On September 23, the FCC officially published its guidelines to allow the use of “white-space” in the television radio spectrum for wireless communication. Publications such as the New York Times and PC World have been quick to point out the advantages of range and speed that such white-space devices could bring over traditional Wi-Fi. Such signals will penetrate walls far more easily than traditional Wi-Fi and will have a significantly longer range. The real question, of course, is what might this technology mean for the future? My powers as an oracle are very limited and I am not a wireless engineer, but I started speculating as to the business opportunities inherent in the FCC’s decision and I am pretty excited. One quick caveat: this technology is not yet available and no one knows exactly how it will operate. Based on published reports, however, I am assuming that white-space wi-fi has a range of three miles. If that number turns out to be lower, then my map will have to be re-drawn. No one doubts, however, that the range is far greater than traditional wi-fi. Obviously, the issue of range has less to do with the transmission towers and more to do with the transmission strength of the user’s router or laptop. Since we do not yet know the strength of the upcoming devices, what I discuss now is speculation.
The traditional problem with downtown “hotspots” in cities is that it takes so many transmitters to cover a significant area and the signal is easily degraded by walls or other obstructions. White-space Wi-Fi solves both of those problems. The lower frequency signals are unhindered by normal walls and will cover a wide swath of area. Based on the three-mile estimate, I put together a quick map of the coverage needed for the city of Madison, Wisconsin. I wanted to provide double-coverage for the downtown area and some of the more densely populated locations. It looks like it will take approximately five transmitters to comfortably cover the entire city:
This looks like a great opportunity for a burgeoning networking company. The immediate advantages to both provider and user are obvious when compared to land-line service: 1) Not having to maintain physical wires; 2) Limited points of possible failure; and 3) Consistent high-quality service across the metro area. Those are major advantages as the country becomes more and more dependant on network connectivity.
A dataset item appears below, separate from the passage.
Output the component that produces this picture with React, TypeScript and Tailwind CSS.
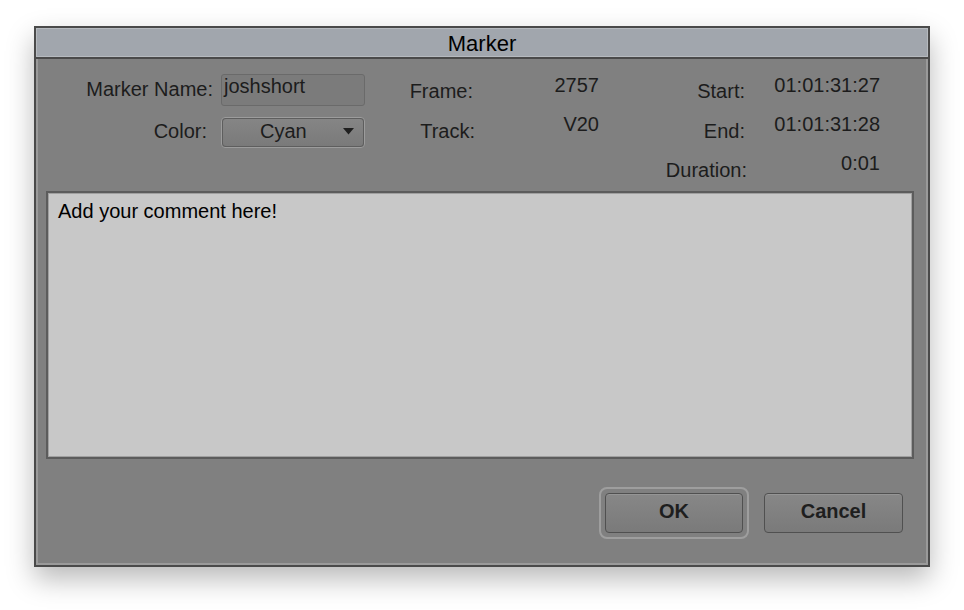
import React from "react";

const txt = "text-[20px] leading-[20px] text-[#1c1c1c] whitespace-nowrap";

export default function App() {
  return (
    <div
      className="w-[964px] h-[610px] bg-white pl-[34px] pt-[26px]"
      style={{ fontFamily: '"Liberation Sans", Arial, Helvetica, sans-serif' }}
    >
      <div className="w-[896px] h-[541px] border-2 border-[#4a4a4a] bg-[#808080] flex flex-col shadow-[0_12px_26px_rgba(0,0,0,0.28)]">
        {/* Title bar */}
        <div className="h-[29px] border border-[#b6babf] bg-[#a1a6ad] flex justify-center pt-[4px]">
          <span className="text-[22px] leading-[22px] text-black">Marker</span>
        </div>
        <div className="h-[2px] bg-[#4a4a4a]" />
        {/* Body */}
        <div className="flex-1 border-x-2 border-b-2 border-[#9a9a9a] flex flex-col">
          {/* Top fields */}
          <div className="h-[132px] flex">
            <div className="w-[183px] flex flex-col items-end pt-[20px]">
              <span className={`${txt} pr-[8px]`}>Marker Name:</span>
              <span className={`${txt} pr-[14px] mt-[22px]`}>Color:</span>
            </div>
            <div className="w-[144px] flex flex-col pt-[15px]">
              <div className="h-[32px] rounded-[3px] border border-[#6a6a6a] bg-[#7b7b7b] pl-[2px] pt-[1px]">
                <span className={txt}>joshshort</span>
              </div>
              <div className="mt-[11px] h-[31px] rounded-[4px] border border-[#9c9c9c] bg-[#5e5e5e] p-[1px]">
                <div className="h-full rounded-[3px] bg-gradient-to-b from-[#858585] to-[#7a7a7a] flex items-start pl-[37px] pt-[2px] relative">
                  <span className={txt}>Cyan</span>
                  <svg
                    className="absolute right-[9px] top-[9px]"
                    width="11"
                    height="7"
                    viewBox="0 0 11 7"
                  >
                    <polygon points="0,0 11,0 5.5,6.5" fill="#1f1f1f" />
                  </svg>
                </div>
              </div>
            </div>
            <div className="w-[110px] flex flex-col items-end pt-[22px]">
              <span className={`${txt} pr-[2px]`}>Frame:</span>
              <span className={`${txt} mt-[20px]`}>Track:</span>
            </div>
            <div className="w-[125px] flex flex-col items-end pt-[16px]">
              <span className={`${txt} pr-[1px]`}>2757</span>
              <span className={`${txt} pr-[1px] mt-[19px]`}>V20</span>
            </div>
            <div className="w-[147px] flex flex-col items-end pt-[22px]">
              <span className={`${txt} pr-[2px]`}>Start:</span>
              <span className={`${txt} pr-[2px] mt-[20px]`}>End:</span>
              <span className={`${txt} mt-[19px]`}>Duration:</span>
            </div>
            <div className="w-[134px] flex flex-col items-end pt-[16px]">
              <span className={`${txt} pr-[1px]`}>01:01:31:27</span>
              <span className={`${txt} pr-[1px] mt-[19px]`}>01:01:31:28</span>
              <span className={`${txt} pr-[1px] mt-[19px]`}>0:01</span>
            </div>
          </div>
          {/* Comment area */}
          <div className="ml-[8px] mr-[12px] h-[268px] border-2 border-[#5c5c5c] bg-[#a0a0a0] p-[1px]">
            <div className="h-full bg-[#c8c8c8] pl-[9px] pt-[7px]">
              <span className="text-[20px] leading-[20px] text-black">Add your comment here!</span>
            </div>
          </div>
          {/* Buttons */}
          <div className="mt-[28px] flex justify-end items-center pr-[23px]">
            <div className="w-[150px] h-[52px] rounded-[8px] border-2 border-[#9e9e9e] p-[4px]">
              <div className="h-[40px] rounded-[4px] border border-[#505050] bg-gradient-to-b from-[#878787] to-[#7a7a7a] shadow-[inset_0_1px_0_#959595] flex justify-center pt-[7px]">
                <span className="text-[20px] leading-[20px] font-bold text-[#1e1e1e]">OK</span>
              </div>
            </div>
            <div className="ml-[15px] w-[139px] h-[40px] rounded-[4px] border border-[#505050] bg-gradient-to-b from-[#878787] to-[#7a7a7a] shadow-[inset_0_1px_0_#959595] flex justify-center pt-[7px]">
              <span className="text-[20px] leading-[20px] font-bold text-[#1e1e1e]">Cancel</span>
            </div>
          </div>
        </div>
      </div>
    </div>
  );
}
There are certainly technology hurdles as well, however. No one yet knows how much bandwidth these white-space bands will carry. While there is significantly more white-space with which to work in a city like Madison, New York, with far denser population and less free white-space may simply run out of wireless bandwidth. iPhone users in San Francisco already face this problem. On the other hand, since these protocols are just now being hammered out and there are no legacy devices to support, engineers may be able to avoid this problem. Finally, since the available white-space will vary based on location, the transmitters and receivers will need to be relatively sophisticated in order to find and redirect to the correct channels.
For now, though, we can dream of a near future world where wireless bandwidth is widely available and unhindered by walls. Hopefully, white-space Wi-Fi can deliver that dream.